The theorem follows from Equations (A.1) and (A.2). For noncategorical data, we let b_ij = y_ij and ϕ_jh is a scalar mean parameter for y_ij. Equations (A.1) and (A.2) still hold. □

B. Proof of Theorem 2

Proof. For notational simplicity, we suppress A_n in Q_n(Φ; A_n) and A in Q₀(Φ; A). Lemma 1 implies that ${\lim }_{n\to \infty }\mathrm{Pr}\left[\left|Q_n\left(\widehat{\mathbf{\Phi }}\right)-Q_0\left(\widehat{\mathbf{\Phi }}\right)\right|<ϵ/3\right]=1$ and ${\lim }_{n\to \infty }\mathrm{Pr}\left[\left|Q_n\left({\mathbf{\Phi }}_0\right)-Q_0\left({\mathbf{\Phi }}_0\right)\right|<ϵ/3\right]=1$ for $ϵ>0$. This result also implies that

$$\underset{n\to \infty }{\lim }\mathrm{Pr}\left[Q_0\left(\widehat{\mathbf{\Phi }}\right)<Q_n\left(\widehat{\mathbf{\Phi }}\right)+ϵ/3\right]=1.$$ (B.1)
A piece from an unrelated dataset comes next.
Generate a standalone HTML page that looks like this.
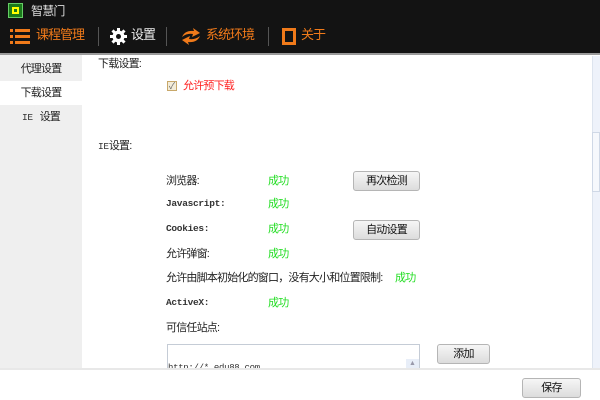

$$\underset{n\to \infty }{\lim }\mathrm{Pr}\left[Q_n\left({\mathbf{\Phi }}_0\right)<Q_0\left({\mathbf{\Phi }}_0\right)+ϵ/3\right]=1.$$ (B.2)

On the other hand, $\widehat{\mathbf{\Phi }}$ minimizes Q_n(Φ), therefore

$$\underset{n\to \infty }{\lim }\mathrm{Pr}\left[Q_n\left(\widehat{\mathbf{\Phi }}\right)<Q_n\left({\mathbf{\Phi }}_0\right)+ϵ/3\right]=1.$$ (B.3)

Equations (B.1) and (B.3) imply that

$$\underset{n\to \infty }{\lim }\mathrm{Pr}\left[Q_0\left(\widehat{\mathbf{\Phi }}\right)<Q_n\left({\mathbf{\Phi }}_0\right)+2ϵ/3\right]=1.$$

Together with Equation (B.2), we get

$$\underset{n\to \infty }{\lim }\mathrm{Pr}\left[Q_0\left(\widehat{\mathbf{\Phi }}\right)<Q_0\left({\mathbf{\Phi }}_0\right)+ϵ\right]=1.$$

Therefore,

$$\underset{n\to \infty }{\lim }\mathrm{Pr}\left[0\le Q_0\left(\widehat{\mathbf{\Phi }}\right)<ϵ\right]=1$$ (B.4)

follows with Q₀(Φ₀) = 0 and $Q_0\left(\widehat{\mathbf{\Phi }}\right)\ge 0$. Next, we choose a neighborhood N, which contains Φ₀ in Θ. Due to the compactness of Θ, the neighborhood N^C is also compact. The continuity of Q₀(Φ) implies the existence of ${\inf }_{\mathbf{\Phi }\in N^C}{Q}_0\left(\mathbf{\Phi }\right)$ and that it is positive. Let $ϵ={\inf }_{\mathbf{\Phi }ϵN^C}{Q}_0\left(\mathbf{\Phi }\right)$, then we get

$$\underset{n\to \infty }{\lim }\mathrm{Pr}\left[0\le Q_0\left(\widehat{\mathbf{\Phi }}\right)<\underset{\mathbf{\Phi }ϵN^C}{\inf }{Q}_0\left(\mathbf{\Phi }\right)\right]=1.$$ (B.5)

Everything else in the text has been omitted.